There is no plot or even lines of dialogue to hold the show together beyond the basic concept of a musical road trip. The numbers, range across a variety of styles, from Willie Nelson to the Beach Boys, and just keep on coming. And for every enduring classic like "King of the Road" and "On the Road Again," there is an equal number of obscurities, like "Gallop to Gallup" and "Truck Stop Cutie."
Several songs, unfamiliar to me, were hauntingly beautiful. Andrews, who has an especially lovely voice, sang an emotional solo, "Oklahoma Hills," by Leon and Woody Guthrie.
Sonkin does especially well as a lonesome trucker on a long route, serenading the "Girl on the Billboard." The words, however, are pretty questionable by today's standards.
At the top of the stage, centered, is an illuminated panel in the style of an old car radio. Between the numbers, vintage commercials, deejays, and 1950s and '60s advertising jingles fill the gaps. Some of this is funny, some of it grows monotonous.
This production works especially well in the intimate environs of Open Door Theater. Josh Prisching did the scenic and lighting design. There is a gas pump on one side of the stage. The back wall is covered with signs for various Route 66 locations. The busy cast makes frequent use of the aisles for entrances and exits.
The choreography by Naja Yatkin is playful and fun.

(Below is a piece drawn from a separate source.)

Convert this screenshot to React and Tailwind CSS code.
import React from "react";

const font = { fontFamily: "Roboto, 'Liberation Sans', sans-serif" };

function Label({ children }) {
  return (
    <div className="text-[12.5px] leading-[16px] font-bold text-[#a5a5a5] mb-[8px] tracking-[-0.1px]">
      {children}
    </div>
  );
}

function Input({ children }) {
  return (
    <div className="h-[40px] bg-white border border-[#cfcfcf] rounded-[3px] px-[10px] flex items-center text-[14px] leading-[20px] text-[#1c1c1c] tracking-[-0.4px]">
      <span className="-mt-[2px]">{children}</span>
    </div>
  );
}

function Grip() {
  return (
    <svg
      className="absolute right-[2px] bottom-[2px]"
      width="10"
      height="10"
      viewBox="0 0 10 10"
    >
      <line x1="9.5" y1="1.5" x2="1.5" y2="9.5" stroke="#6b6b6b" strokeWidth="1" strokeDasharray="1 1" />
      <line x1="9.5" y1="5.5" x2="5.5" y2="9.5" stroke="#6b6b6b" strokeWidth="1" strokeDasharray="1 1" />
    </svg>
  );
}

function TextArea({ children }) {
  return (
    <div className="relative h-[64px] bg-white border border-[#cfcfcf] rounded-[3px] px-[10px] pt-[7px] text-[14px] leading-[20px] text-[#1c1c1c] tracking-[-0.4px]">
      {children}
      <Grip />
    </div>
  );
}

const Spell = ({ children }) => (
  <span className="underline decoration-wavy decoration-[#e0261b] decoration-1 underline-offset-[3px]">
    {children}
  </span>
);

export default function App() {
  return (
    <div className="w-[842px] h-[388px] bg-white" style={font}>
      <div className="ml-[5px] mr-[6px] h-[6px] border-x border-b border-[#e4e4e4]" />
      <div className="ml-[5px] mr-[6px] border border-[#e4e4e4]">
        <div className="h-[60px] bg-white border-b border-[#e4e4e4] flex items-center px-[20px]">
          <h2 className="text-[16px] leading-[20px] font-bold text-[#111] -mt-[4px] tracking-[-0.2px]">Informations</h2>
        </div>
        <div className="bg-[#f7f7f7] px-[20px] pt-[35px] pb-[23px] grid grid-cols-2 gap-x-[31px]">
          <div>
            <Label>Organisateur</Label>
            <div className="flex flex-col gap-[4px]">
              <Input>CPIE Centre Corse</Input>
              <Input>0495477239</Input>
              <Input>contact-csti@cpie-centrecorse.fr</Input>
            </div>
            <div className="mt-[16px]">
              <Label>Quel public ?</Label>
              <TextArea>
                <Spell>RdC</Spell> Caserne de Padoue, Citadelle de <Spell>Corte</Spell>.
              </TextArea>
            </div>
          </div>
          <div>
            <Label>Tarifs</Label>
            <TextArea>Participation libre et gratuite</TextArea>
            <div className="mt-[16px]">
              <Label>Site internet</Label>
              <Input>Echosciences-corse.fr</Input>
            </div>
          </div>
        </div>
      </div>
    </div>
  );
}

I especially enjoyed the occasional homage to the rigorous dance fads of the '60s, like The Swim, The Jerk, The Twist, and others. Lier and Shannon Hochmann designed the costumes and props. Mostly the cast wears plaid shirts and jeans. But there is a lot of cap-switching, and Corrigan is hilarious in his giant 10-gallon hat, riding his hobby horse, in "Long Tall Texan."
The concept of a trip across America's most fabled highway is not as tight as found in the usual jukebox musical. The songs do not build on established characters. But the show is an awful lot of fun. If you need to go out and relax, forget the winter and the current news cycle, this may be your perfect show.
"Route 66" is playing at Open Door Theater, 902 S. Ridgeland, Oak Park, Fridays and Saturdays, 8 p.m., and Sundays 3 p.m., through March 8. $27; $25, senior; $15, students. Tickets/more: opendoortheater.net/theatre, 708-386-5510.